Return all of the data exactly as written, without the pictures.

++++++++++

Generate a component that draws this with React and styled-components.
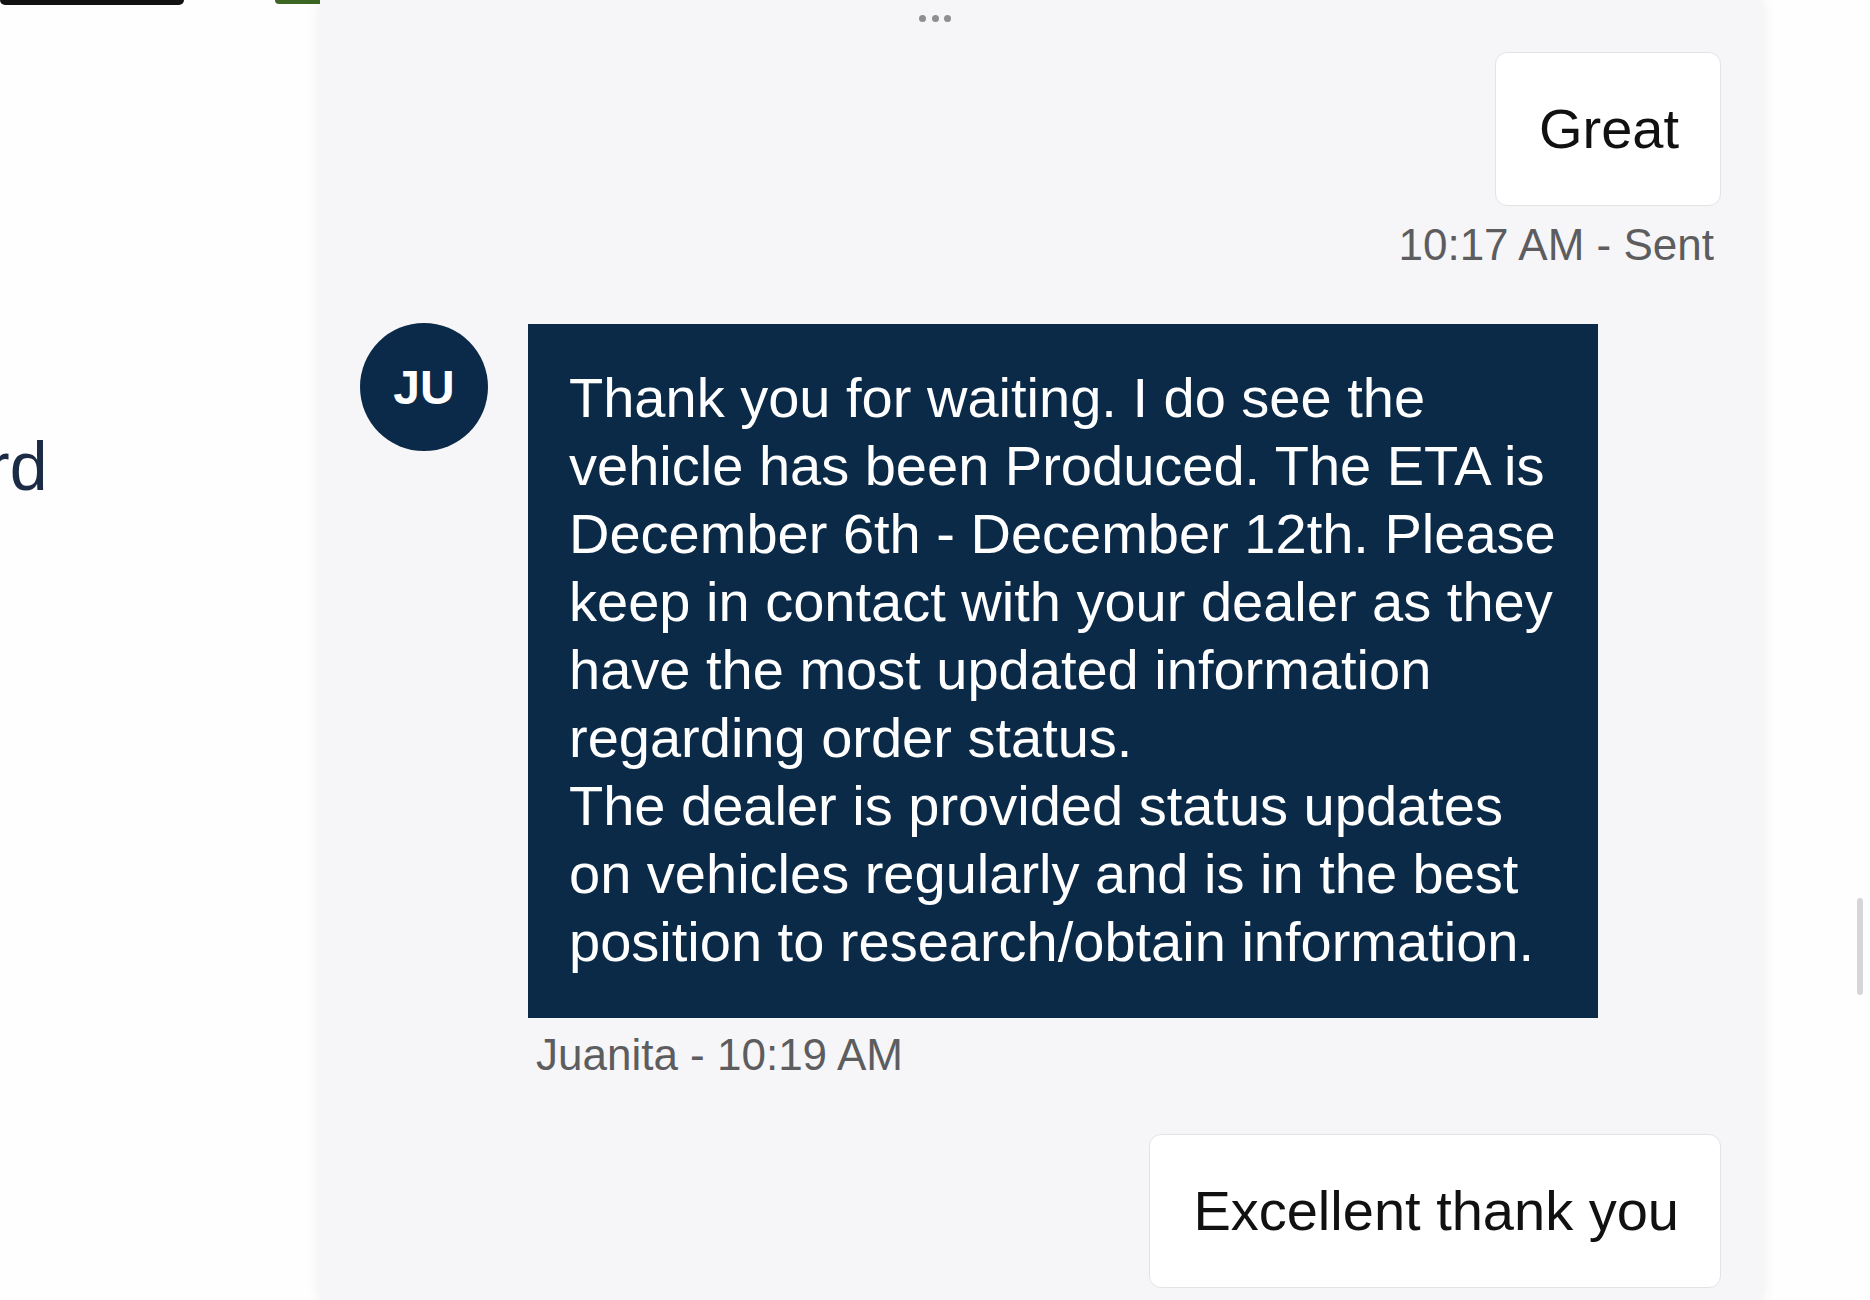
import React from 'react'
import styled, { createGlobalStyle } from 'styled-components'

const GlobalStyle = createGlobalStyle`
  * { box-sizing: border-box; }
  body {
    margin: 0;
    background: #fefefe;
    font-family: "Liberation Sans", Arial, Helvetica, sans-serif;
  }
`

const dealerReply = `Thank you for waiting. I do see the vehicle has been Produced. The ETA is December 6th - December 12th. Please keep in contact with your dealer as they have the most updated information regarding order status.
The dealer is provided status updates on vehicles regularly and is in the best position to research/obtain information.`

const App = () => {
    return (
        <Page>
            <GlobalStyle />
            <Side>
                <SideTop>
                    <DarkButton />
                    <GreenThumb />
                </SideTop>
                <SideTitle>rd</SideTitle>
            </Side>

            <ChatPanel>
                <TypingDots>
                    <Dot />
                    <Dot />
                    <Dot />
                </TypingDots>

                <Outgoing>
                    <UserBubble>Great</UserBubble>
                    <Meta align="right">10:17 AM - Sent</Meta>
                </Outgoing>

                <Incoming>
                    <Avatar>JU</Avatar>
                    <IncomingBody>
                        <AgentBubble>{dealerReply}</AgentBubble>
                        <Meta align="left">Juanita - 10:19 AM</Meta>
                    </IncomingBody>
                </Incoming>

                <Outgoing gap={54}>
                    <UserBubble>Excellent thank you</UserBubble>
                </Outgoing>
            </ChatPanel>

            <Gutter>
                <ScrollThumb />
            </Gutter>
        </Page>
    )
}

export default App

const Page = styled.div`
  display: flex;
  width: 1870px;
  height: 1300px;
  overflow: hidden;
`

const Side = styled.div`
  width: 320px;
  flex-shrink: 0;
  display: flex;
  flex-direction: column;
  overflow: hidden;
`

const SideTop = styled.div`
  display: flex;
  align-items: flex-start;
  height: 4px;
`

const DarkButton = styled.div`
  width: 184px;
  flex-shrink: 0;
  height: 5px;
  background: #121212;
  border-radius: 0 0 18px 18px;
`

const GreenThumb = styled.div`
  margin-left: 91px;
  width: 45px;
  flex-shrink: 0;
  height: 4px;
  background: #3d6623;
  border-radius: 0 0 0 24px;
`

const SideTitle = styled.div`
  margin: 423px 0 0 -13px;
  font-size: 68px;
  color: #1b2a45;
  white-space: nowrap;
`

const ChatPanel = styled.div`
  width: 1443px;
  flex-shrink: 0;
  height: 1300px;
  background: #f6f6f8;
  padding: 0 42px 0 40px;
  display: flex;
  flex-direction: column;
  box-shadow: 0 0 14px rgba(0, 0, 0, 0.07);
  position: relative;
  z-index: 1;
`

const TypingDots = styled.div`
  height: 36px;
  display: flex;
  align-items: center;
  gap: 5.5px;
  padding-left: 559px;
`

const Dot = styled.span`
  width: 7px;
  height: 7px;
  border-radius: 50%;
  background: #8f8f93;
`

const Outgoing = styled.div`
  display: flex;
  flex-direction: column;
  align-items: flex-end;
  margin-top: ${p => p.gap ?? 16}px;
`

const UserBubble = styled.div`
  background: #ffffff;
  border: 1px solid #e3e3e6;
  border-radius: 12px;
  padding: 42px 41px 42px 43px;
  font-size: 56px;
  line-height: 68px;
  color: #111111;
  white-space: nowrap;
`

const Meta = styled.div`
  margin-top: ${p => (p.align === 'right' ? 14 : 12)}px;
  padding: ${p => (p.align === 'right' ? '0 7px 0 0' : '0 0 0 8px')};
  font-size: 44px;
  color: #5d5d60;
  text-align: ${p => p.align};
`

const Incoming = styled.div`
  display: flex;
  align-items: flex-start;
  gap: 40px;
  margin-top: 54px;
`

const Avatar = styled.div`
  width: 128px;
  height: 128px;
  flex-shrink: 0;
  margin-top: -1px;
  border-radius: 50%;
  background: #0b2a49;
  color: #ffffff;
  font-weight: 700;
  font-size: 48px;
  display: flex;
  align-items: center;
  justify-content: center;
`

const IncomingBody = styled.div`
  display: flex;
  flex-direction: column;
`

const AgentBubble = styled.div`
  width: 1070px;
  background: #0b2a48;
  padding: 40px 36px 42px 41px;
  font-size: 56px;
  line-height: 68px;
  color: #ffffff;
  white-space: pre-line;
`

const Gutter = styled.div`
  flex: 1;
  display: flex;
  justify-content: flex-end;
  padding: 898px 7px 0 0;
`

const ScrollThumb = styled.div`
  width: 6px;
  height: 97px;
  border-radius: 3px;
  background: #d6d6d8;
`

++++++++++

Task result –
Generate a component that draws this with React and styled-components.
import React from 'react'
import styled, { createGlobalStyle } from 'styled-components'

const GlobalStyle = createGlobalStyle`
  * { box-sizing: border-box; }
  body {
    margin: 0;
    background: #fefefe;
    font-family: "Liberation Sans", Arial, Helvetica, sans-serif;
  }
`

const dealerReply = `Thank you for waiting. I do see the vehicle has been Produced. The ETA is December 6th - December 12th. Please keep in contact with your dealer as they have the most updated information regarding order status.
The dealer is provided status updates on vehicles regularly and is in the best position to research/obtain information.`

const App = () => {
    return (
        <Page>
            <GlobalStyle />
            <Side>
                <SideTop>
                    <DarkButton />
                    <GreenThumb />
                </SideTop>
                <SideTitle>rd</SideTitle>
            </Side>

            <ChatPanel>
                <TypingDots>
                    <Dot />
                    <Dot />
                    <Dot />
                </TypingDots>

                <Outgoing>
                    <UserBubble>Great</UserBubble>
                    <Meta align="right">10:17 AM - Sent</Meta>
                </Outgoing>

                <Incoming>
                    <Avatar>JU</Avatar>
                    <IncomingBody>
                        <AgentBubble>{dealerReply}</AgentBubble>
                        <Meta align="left">Juanita - 10:19 AM</Meta>
                    </IncomingBody>
                </Incoming>

                <Outgoing gap={54}>
                    <UserBubble>Excellent thank you</UserBubble>
                </Outgoing>
            </ChatPanel>

            <Gutter>
                <ScrollThumb />
            </Gutter>
        </Page>
    )
}

export default App

const Page = styled.div`
  display: flex;
  width: 1870px;
  height: 1300px;
  overflow: hidden;
`

const Side = styled.div`
  width: 320px;
  flex-shrink: 0;
  display: flex;
  flex-direction: column;
  overflow: hidden;
`

const SideTop = styled.div`
  display: flex;
  align-items: flex-start;
  height: 4px;
`

const DarkButton = styled.div`
  width: 184px;
  flex-shrink: 0;
  height: 5px;
  background: #121212;
  border-radius: 0 0 18px 18px;
`

const GreenThumb = styled.div`
  margin-left: 91px;
  width: 45px;
  flex-shrink: 0;
  height: 4px;
  background: #3d6623;
  border-radius: 0 0 0 24px;
`

const SideTitle = styled.div`
  margin: 423px 0 0 -13px;
  font-size: 68px;
  color: #1b2a45;
  white-space: nowrap;
`

const ChatPanel = styled.div`
  width: 1443px;
  flex-shrink: 0;
  height: 1300px;
  background: #f6f6f8;
  padding: 0 42px 0 40px;
  display: flex;
  flex-direction: column;
  box-shadow: 0 0 14px rgba(0, 0, 0, 0.07);
  position: relative;
  z-index: 1;
`

const TypingDots = styled.div`
  height: 36px;
  display: flex;
  align-items: center;
  gap: 5.5px;
  padding-left: 559px;
`

const Dot = styled.span`
  width: 7px;
  height: 7px;
  border-radius: 50%;
  background: #8f8f93;
`

const Outgoing = styled.div`
  display: flex;
  flex-direction: column;
  align-items: flex-end;
  margin-top: ${p => p.gap ?? 16}px;
`

const UserBubble = styled.div`
  background: #ffffff;
  border: 1px solid #e3e3e6;
  border-radius: 12px;
  padding: 42px 41px 42px 43px;
  font-size: 56px;
  line-height: 68px;
  color: #111111;
  white-space: nowrap;
`

const Meta = styled.div`
  margin-top: ${p => (p.align === 'right' ? 14 : 12)}px;
  padding: ${p => (p.align === 'right' ? '0 7px 0 0' : '0 0 0 8px')};
  font-size: 44px;
  color: #5d5d60;
  text-align: ${p => p.align};
`

const Incoming = styled.div`
  display: flex;
  align-items: flex-start;
  gap: 40px;
  margin-top: 54px;
`

const Avatar = styled.div`
  width: 128px;
  height: 128px;
  flex-shrink: 0;
  margin-top: -1px;
  border-radius: 50%;
  background: #0b2a49;
  color: #ffffff;
  font-weight: 700;
  font-size: 48px;
  display: flex;
  align-items: center;
  justify-content: center;
`

const IncomingBody = styled.div`
  display: flex;
  flex-direction: column;
`

const AgentBubble = styled.div`
  width: 1070px;
  background: #0b2a48;
  padding: 40px 36px 42px 41px;
  font-size: 56px;
  line-height: 68px;
  color: #ffffff;
  white-space: pre-line;
`

const Gutter = styled.div`
  flex: 1;
  display: flex;
  justify-content: flex-end;
  padding: 898px 7px 0 0;
`

const ScrollThumb = styled.div`
  width: 6px;
  height: 97px;
  border-radius: 3px;
  background: #d6d6d8;
`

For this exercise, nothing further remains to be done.